Make an exact copy of the entries below with the pictures removed.

Lines of data:

++++++++++++++++++++

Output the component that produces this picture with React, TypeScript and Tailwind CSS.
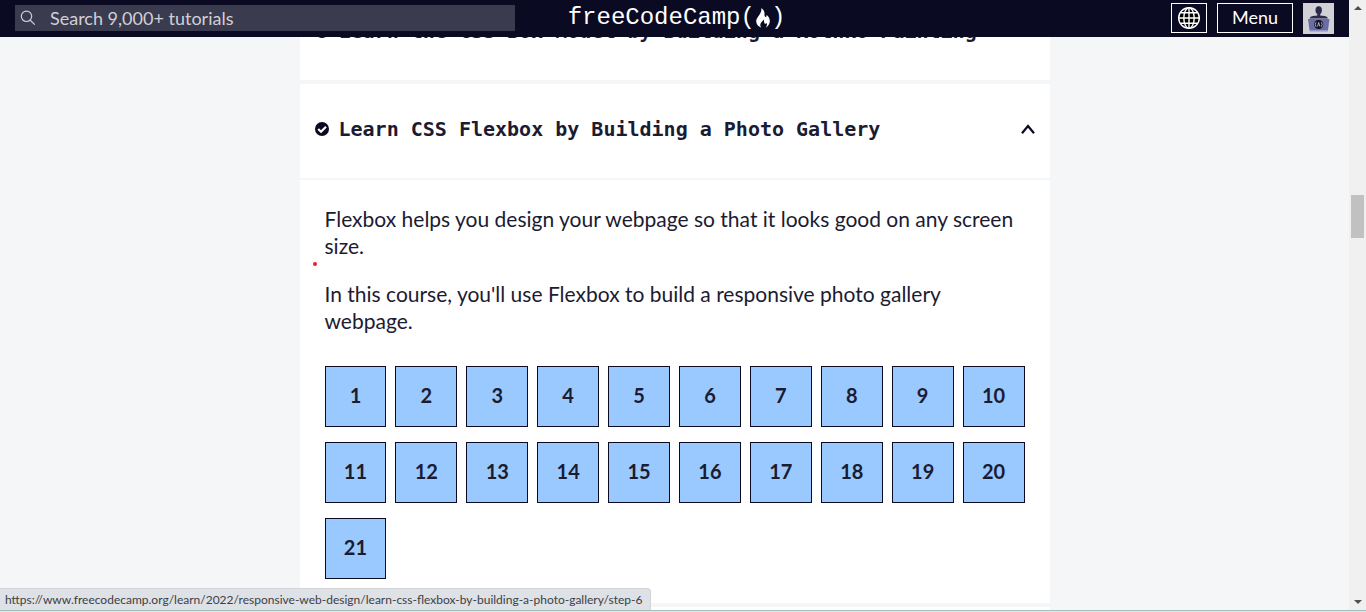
import React from "react";

const steps = Array.from({ length: 21 }, (_, i) => i + 1);
const courseUrl =
  "https://www.freecodecamp.org/learn/2022/responsive-web-design/learn-css-flexbox-by-building-a-photo-gallery";

function SearchIcon() {
  return (
    <svg viewBox="0 0 16 16" className="size-4" fill="none" stroke="#d0d0d5" strokeWidth="1.2" aria-hidden="true">
      <circle cx="6.5" cy="6.3" r="5.2" />
      <path d="M10.3 10.2 L14.8 14.6" />
    </svg>
  );
}

function GlobeIcon() {
  return (
    <svg viewBox="0 0 24 24" className="size-6" fill="#000" stroke="#fff" strokeWidth="1.4" aria-hidden="true">
      <circle cx="12" cy="12" r="10.3" />
      <ellipse cx="12" cy="12" rx="5.2" ry="10.3" />
      <path d="M12 1.7V22.3M1.7 12H22.3M3.4 6.8H20.6M3.4 17.2H20.6" />
    </svg>
  );
}

function Avatar() {
  return (
    <svg viewBox="0 0 31 31" className="size-[31px]" aria-hidden="true">
      <rect width="31" height="31" fill="#d0d0d5" />
      <ellipse cx="15.7" cy="7.2" rx="3.2" ry="4" fill="#2a2a4e" />
      <path d="M6.5 15.5Q7 13.2 10 13L14.3 12.6V10H17.2V12.6L21.5 13Q24.5 13.2 25 15.5Z" fill="#2a2a4e" />
      <path d="M5 16H26.5L25 27H6.5Z" fill="#6a6ca5" />
      <path d="M6.5 27.8H25" stroke="#8587c0" strokeWidth="1.2" />
      <circle cx="15.7" cy="21.5" r="4.6" fill="#12122a" />
      <path d="M13 19.3q-1.5 2.2 0 4.4M18.4 19.3q1.5 2.2 0 4.4M14.5 23.5l1.2-4 1.2 4" fill="none" stroke="#d0d0d5" strokeWidth=".8" />
    </svg>
  );
}

function Flame() {
  return (
    <svg viewBox="0 0 16 22" className="h-[22px] w-4" fill="#fff" aria-hidden="true">
      <path d="M6.3 1C9 2.8 9.7 5 9.5 7.5C9.4 9.2 10 10.3 11 9.9C11.8 9.5 11.7 8.5 11.3 7.8C13.8 9.5 15 12 14.8 14.5C14.7 17 13 19.5 10.8 20.8C12 19 12.3 17.5 11.6 16C11 17 10 17 9.5 16.2C8.8 15 9.3 13.6 8.3 12.5C8 14.3 5.6 15.3 5.3 17.5C5.2 18.8 5.6 19.9 6.3 20.8C3.3 19.5 1.2 17.3 1.2 14.3C1.2 9.8 7.2 7.5 6.3 1Z" />
    </svg>
  );
}

function CheckIcon() {
  return (
    <svg viewBox="0 0 14 14" className="size-[14px] shrink-0" aria-hidden="true">
      <circle cx="7" cy="7" r="7" fill="#0a0a23" />
      <path d="M3.2 7L6 9.7L11 4.7" fill="none" stroke="#fff" strokeWidth="2.2" />
    </svg>
  );
}

function BlockTitle({ title, children }: { title: string; children?: React.ReactNode }) {
  return (
    <h3>
      <button type="button" className="flex h-[94px] w-full items-center gap-[10px] bg-white px-[15px] pb-1 text-left">
        <CheckIcon />
        <span className="flex-1 font-['DejaVu_Sans_Mono',monospace] text-[20px] leading-6 font-bold whitespace-nowrap">
          {title}
        </span>
        {children}
      </button>
    </h3>
  );
}

export default function App() {
  return (
    <div className="flex h-screen flex-col overflow-hidden bg-[#f5f6f7] font-['Lato',sans-serif] text-[#1b1b32]">
      <div className="flex min-h-0 flex-1">
        <div className="flex min-w-0 flex-1 flex-col">
          <header className="z-10 grid h-[37px] shrink-0 grid-cols-[1fr_auto_1fr] items-center bg-[#0a0a23] px-[15px] pb-px text-white">
            <label className="flex h-[26px] w-full max-w-[500px] items-center gap-[14px] bg-[#3b3b4f] pl-[5px]">
              <SearchIcon />
              <input
                type="search"
                aria-label="Search"
                placeholder="Search 9,000+ tutorials"
                className="min-w-0 flex-1 bg-transparent text-[18px] leading-6 outline-none placeholder:text-[#d0d0d5]"
              />
            </label>
            <a
              href="https://www.freecodecamp.org/learn"
              className="flex items-center pb-px pl-1 font-['Liberation_Mono',monospace] text-[24px] leading-7"
            >
              freeCodeCamp(
              <Flame />
              <span>)</span>
            </a>
            <nav className="flex items-center justify-end gap-[10px]">
              <button type="button" aria-label="Change language" className="flex h-[30px] w-9 items-center justify-center border border-white">
                <GlobeIcon />
              </button>
              <button type="button" className="h-[30px] w-[76px] border border-white pb-[2px] text-[18px] leading-6">
                Menu
              </button>
              <a href="https://www.freecodecamp.org/settings" aria-label="Profile">
                <Avatar />
              </a>
            </nav>
          </header>

          <main className="flex min-h-0 flex-1 flex-col items-center overflow-hidden">
            <div className="-mt-[51px] flex w-full max-w-[750px] flex-col gap-1">
              <section className="bg-white">
                <BlockTitle title="Learn the CSS Box Model by Building a Rothko Painting" />
              </section>

              <section className="flex flex-col gap-[2px]">
                <BlockTitle title="Learn CSS Flexbox by Building a Photo Gallery">
                  <svg viewBox="0 0 14 10" className="h-[10px] w-[14px]" fill="none" stroke="#0a0a23" strokeWidth="2.2" aria-hidden="true">
                    <path d="M1 9.3L7 2L13 9.3" />
                  </svg>
                </BlockTitle>
                <div className="relative bg-white px-[25px] pt-[25px] pb-6">
                  <span className="absolute top-[82px] left-[13px] size-1 rounded-full bg-[#ed1c24]" />
                  <div className="flex flex-col gap-[21px] text-[21px] leading-[27px]">
                    <p>Flexbox helps you design your webpage so that it looks good on any screen size.</p>
                    <p>In this course, you'll use Flexbox to build a responsive photo gallery webpage.</p>
                  </div>
                  <ol className="mt-8 grid grid-cols-10 gap-x-[9px] gap-y-[15px]">
                    {steps.map((n) => (
                      <li key={n}>
                        <a
                          href={`${courseUrl}/step-${n}`}
                          className="flex h-[61px] items-center justify-center border border-[#0a0a23] bg-[#99c9ff] pb-[3px] text-[20px] leading-6 font-bold"
                        >
                          {n}
                        </a>
                      </li>
                    ))}
                  </ol>
                </div>
              </section>

              <section className="h-24 bg-white" />
            </div>
          </main>
        </div>

        <div className="flex w-[17px] shrink-0 flex-col items-center bg-[#f0f0f0] py-[6px]" aria-hidden="true">
          <svg viewBox="0 0 8 4" className="h-1 w-2" fill="#505050">
            <path d="M0 4L4 0L8 4Z" />
          </svg>
          <div className="mt-[185px] h-[43px] w-[13px] bg-[#c1c1c1]" />
          <svg viewBox="0 0 8 4" className="mt-auto h-1 w-2" fill="#505050">
            <path d="M0 0L4 4L8 0Z" />
          </svg>
        </div>
      </div>
      <div className="h-[2px] shrink-0 border-t border-[#9dc3bd] bg-[#d5ebe8]" />
      <div className="absolute bottom-[2px] left-0 z-20 rounded-tr border-t border-r border-[#d2d4d8] bg-[#dee1e6] pr-2 pl-[5px] text-[12px] leading-[21px] whitespace-nowrap text-[#3c4043]">
        {courseUrl}/step-6
      </div>
    </div>
  );
}
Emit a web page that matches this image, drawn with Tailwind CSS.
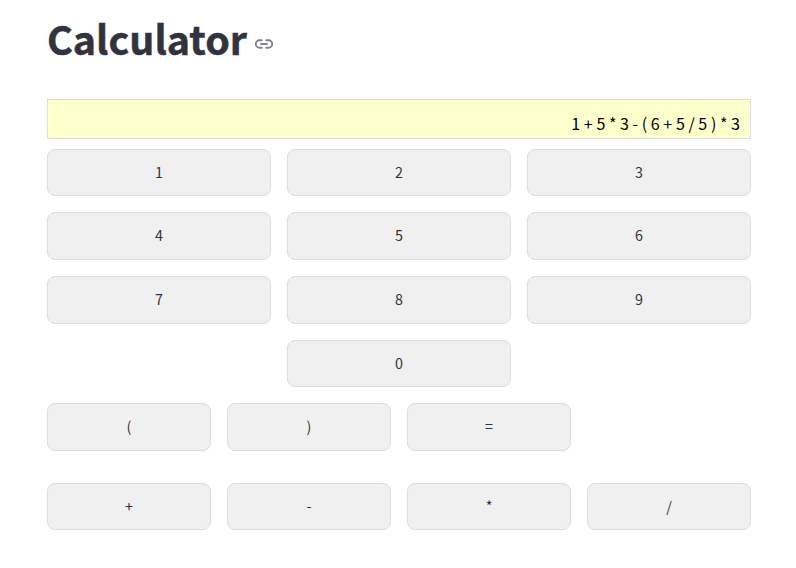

++++++++++++++++++++

- _Task answer_
Output the component that produces this picture with React, TypeScript and Tailwind CSS.
import React from "react";

const steps = Array.from({ length: 21 }, (_, i) => i + 1);
const courseUrl =
  "https://www.freecodecamp.org/learn/2022/responsive-web-design/learn-css-flexbox-by-building-a-photo-gallery";

function SearchIcon() {
  return (
    <svg viewBox="0 0 16 16" className="size-4" fill="none" stroke="#d0d0d5" strokeWidth="1.2" aria-hidden="true">
      <circle cx="6.5" cy="6.3" r="5.2" />
      <path d="M10.3 10.2 L14.8 14.6" />
    </svg>
  );
}

function GlobeIcon() {
  return (
    <svg viewBox="0 0 24 24" className="size-6" fill="#000" stroke="#fff" strokeWidth="1.4" aria-hidden="true">
      <circle cx="12" cy="12" r="10.3" />
      <ellipse cx="12" cy="12" rx="5.2" ry="10.3" />
      <path d="M12 1.7V22.3M1.7 12H22.3M3.4 6.8H20.6M3.4 17.2H20.6" />
    </svg>
  );
}

function Avatar() {
  return (
    <svg viewBox="0 0 31 31" className="size-[31px]" aria-hidden="true">
      <rect width="31" height="31" fill="#d0d0d5" />
      <ellipse cx="15.7" cy="7.2" rx="3.2" ry="4" fill="#2a2a4e" />
      <path d="M6.5 15.5Q7 13.2 10 13L14.3 12.6V10H17.2V12.6L21.5 13Q24.5 13.2 25 15.5Z" fill="#2a2a4e" />
      <path d="M5 16H26.5L25 27H6.5Z" fill="#6a6ca5" />
      <path d="M6.5 27.8H25" stroke="#8587c0" strokeWidth="1.2" />
      <circle cx="15.7" cy="21.5" r="4.6" fill="#12122a" />
      <path d="M13 19.3q-1.5 2.2 0 4.4M18.4 19.3q1.5 2.2 0 4.4M14.5 23.5l1.2-4 1.2 4" fill="none" stroke="#d0d0d5" strokeWidth=".8" />
    </svg>
  );
}

function Flame() {
  return (
    <svg viewBox="0 0 16 22" className="h-[22px] w-4" fill="#fff" aria-hidden="true">
      <path d="M6.3 1C9 2.8 9.7 5 9.5 7.5C9.4 9.2 10 10.3 11 9.9C11.8 9.5 11.7 8.5 11.3 7.8C13.8 9.5 15 12 14.8 14.5C14.7 17 13 19.5 10.8 20.8C12 19 12.3 17.5 11.6 16C11 17 10 17 9.5 16.2C8.8 15 9.3 13.6 8.3 12.5C8 14.3 5.6 15.3 5.3 17.5C5.2 18.8 5.6 19.9 6.3 20.8C3.3 19.5 1.2 17.3 1.2 14.3C1.2 9.8 7.2 7.5 6.3 1Z" />
    </svg>
  );
}

function CheckIcon() {
  return (
    <svg viewBox="0 0 14 14" className="size-[14px] shrink-0" aria-hidden="true">
      <circle cx="7" cy="7" r="7" fill="#0a0a23" />
      <path d="M3.2 7L6 9.7L11 4.7" fill="none" stroke="#fff" strokeWidth="2.2" />
    </svg>
  );
}

function BlockTitle({ title, children }: { title: string; children?: React.ReactNode }) {
  return (
    <h3>
      <button type="button" className="flex h-[94px] w-full items-center gap-[10px] bg-white px-[15px] pb-1 text-left">
        <CheckIcon />
        <span className="flex-1 font-['DejaVu_Sans_Mono',monospace] text-[20px] leading-6 font-bold whitespace-nowrap">
          {title}
        </span>
        {children}
      </button>
    </h3>
  );
}

export default function App() {
  return (
    <div className="flex h-screen flex-col overflow-hidden bg-[#f5f6f7] font-['Lato',sans-serif] text-[#1b1b32]">
      <div className="flex min-h-0 flex-1">
        <div className="flex min-w-0 flex-1 flex-col">
          <header className="z-10 grid h-[37px] shrink-0 grid-cols-[1fr_auto_1fr] items-center bg-[#0a0a23] px-[15px] pb-px text-white">
            <label className="flex h-[26px] w-full max-w-[500px] items-center gap-[14px] bg-[#3b3b4f] pl-[5px]">
              <SearchIcon />
              <input
                type="search"
                aria-label="Search"
                placeholder="Search 9,000+ tutorials"
                className="min-w-0 flex-1 bg-transparent text-[18px] leading-6 outline-none placeholder:text-[#d0d0d5]"
              />
            </label>
            <a
              href="https://www.freecodecamp.org/learn"
              className="flex items-center pb-px pl-1 font-['Liberation_Mono',monospace] text-[24px] leading-7"
            >
              freeCodeCamp(
              <Flame />
              <span>)</span>
            </a>
            <nav className="flex items-center justify-end gap-[10px]">
              <button type="button" aria-label="Change language" className="flex h-[30px] w-9 items-center justify-center border border-white">
                <GlobeIcon />
              </button>
              <button type="button" className="h-[30px] w-[76px] border border-white pb-[2px] text-[18px] leading-6">
                Menu
              </button>
              <a href="https://www.freecodecamp.org/settings" aria-label="Profile">
                <Avatar />
              </a>
            </nav>
          </header>

          <main className="flex min-h-0 flex-1 flex-col items-center overflow-hidden">
            <div className="-mt-[51px] flex w-full max-w-[750px] flex-col gap-1">
              <section className="bg-white">
                <BlockTitle title="Learn the CSS Box Model by Building a Rothko Painting" />
              </section>

              <section className="flex flex-col gap-[2px]">
                <BlockTitle title="Learn CSS Flexbox by Building a Photo Gallery">
                  <svg viewBox="0 0 14 10" className="h-[10px] w-[14px]" fill="none" stroke="#0a0a23" strokeWidth="2.2" aria-hidden="true">
                    <path d="M1 9.3L7 2L13 9.3" />
                  </svg>
                </BlockTitle>
                <div className="relative bg-white px-[25px] pt-[25px] pb-6">
                  <span className="absolute top-[82px] left-[13px] size-1 rounded-full bg-[#ed1c24]" />
                  <div className="flex flex-col gap-[21px] text-[21px] leading-[27px]">
                    <p>Flexbox helps you design your webpage so that it looks good on any screen size.</p>
                    <p>In this course, you'll use Flexbox to build a responsive photo gallery webpage.</p>
                  </div>
                  <ol className="mt-8 grid grid-cols-10 gap-x-[9px] gap-y-[15px]">
                    {steps.map((n) => (
                      <li key={n}>
                        <a
                          href={`${courseUrl}/step-${n}`}
                          className="flex h-[61px] items-center justify-center border border-[#0a0a23] bg-[#99c9ff] pb-[3px] text-[20px] leading-6 font-bold"
                        >
                          {n}
                        </a>
                      </li>
                    ))}
                  </ol>
                </div>
              </section>

              <section className="h-24 bg-white" />
            </div>
          </main>
        </div>

        <div className="flex w-[17px] shrink-0 flex-col items-center bg-[#f0f0f0] py-[6px]" aria-hidden="true">
          <svg viewBox="0 0 8 4" className="h-1 w-2" fill="#505050">
            <path d="M0 4L4 0L8 4Z" />
          </svg>
          <div className="mt-[185px] h-[43px] w-[13px] bg-[#c1c1c1]" />
          <svg viewBox="0 0 8 4" className="mt-auto h-1 w-2" fill="#505050">
            <path d="M0 0L4 4L8 0Z" />
          </svg>
        </div>
      </div>
      <div className="h-[2px] shrink-0 border-t border-[#9dc3bd] bg-[#d5ebe8]" />
      <div className="absolute bottom-[2px] left-0 z-20 rounded-tr border-t border-r border-[#d2d4d8] bg-[#dee1e6] pr-2 pl-[5px] text-[12px] leading-[21px] whitespace-nowrap text-[#3c4043]">
        {courseUrl}/step-6
      </div>
    </div>
  );
}
Emit a web page that matches this image, drawn with Tailwind CSS.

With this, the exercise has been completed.